Sustaining the current momentum of change in today’s environment is a huge challenge for Oil & Gas companies and their service providers. Changing for new results requires progressive change from within, not just rearranging the deck chairs hoping for a different result. The Blueprint identifies eleven trends that are currently taking place, and while they all serve a purpose to address the trends impacting their world, there are a few that bubble to the top.

Four trends that we see as an opportunity for focus by service buyers and providers to increase the value of their engagement over time:

  • Evolve analytics capabilities to cater for energy-specific applications. Analytics offerings have started to progress from being based largely on access to data science talent and unique algorithms to include
industry specific analytical applications delivered by service providers that deeply understand a client’s enterprise and marketplace. We see good progress in analytics that improve the drilling process and analytics capabilities underpinning the 24/7/365 monitoring of thousands of units of critical equipment from a central support center in Exploration & Production.
  • Leverage data to look into the future, not the past. Predictive and prescriptive analytics are starting to enable more real-time decision-making and continue to have a huge impact on the operating models in the industry. The industries’ strict requirements for safety, reliability and uptime in operations, often in harsh circumstances and remote locations can be better met with advanced analytics capabilities offering real-time and actionable insights. Knowing what went wrong through descriptive analytics simply doesn’t cut it.
  • Put IoT at the heart of your planning. The (Industrial) Internet of Things holds tremendous promise and we expect adoption to accelerate as there are already huge numbers of connected assets in the industry and providers and Oil & Gas companies have to focus on connecting those assets to the internet to bring tremendous value. Think about how in Midstream, pipeline sensors providing data on transportation of product and the health of the pipes replaces the need for field workers to get sensor readings in person. And using drones and connected sensors to inspect the gigantic stretches of pipeline in difficult terrain instead of visual inspections by field workers. 
  • For future effectiveness, focus on IT/OT integration and the Digital Oilfield. The digital footprint is increasing in Energy Operations, bridging the gap between Information Technology and Operations Technology. In Upstream, advanced analytics improve operations in drilling, reservoir modeling and engineering and remote monitoring.

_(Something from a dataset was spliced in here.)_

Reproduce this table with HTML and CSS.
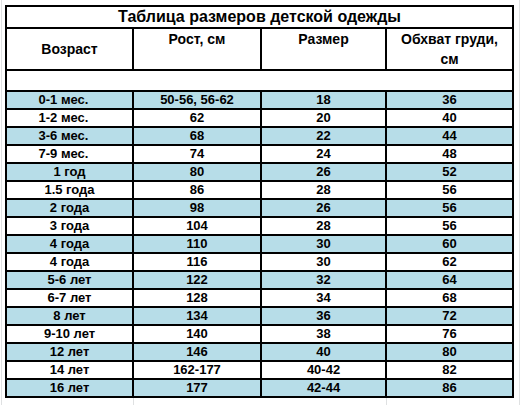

Bottom Line: It’s time to dare the industry to build—not inhibit—momentum for change

Here are two dares I want to put forward to Oil & Gas executives and service providers respectively, both of them critical to sustain the change momentum and achieve the innovation that is so desperately needed: 

Energy Buyers – Dare To Reinvest Cost Savings into Innovation Funds: It is very attractive to put cost savings achieved by outsourcing in the hands of the CFO.  However the CFO isn’t going to turn around and say “great job, let’s all sit back and celebrate that 20% off the bottom line”. We recommend to reinvest these savings in further innovation, perhaps make it a part of a Collaborative Engagement arrangement: “Service provider, save us 20% and we can both reinvest the 20% as next year’s innovation budget”.  For example, saving driven through the offshoring of application development and accounting work could be funneled into a digital oilfield project.

Energy Service Providers – Put Your Money Where Your Mouth Is: Pro-actively and aggressively push the innovation agenda around automation, analytics, drones, 3D printing for MRO, simulating with digital twins, machine learning, deep learning, cognitive computing. Present clients with use cases, examples and capabilities to “unfreeze,” inspire and build credibility in innovation.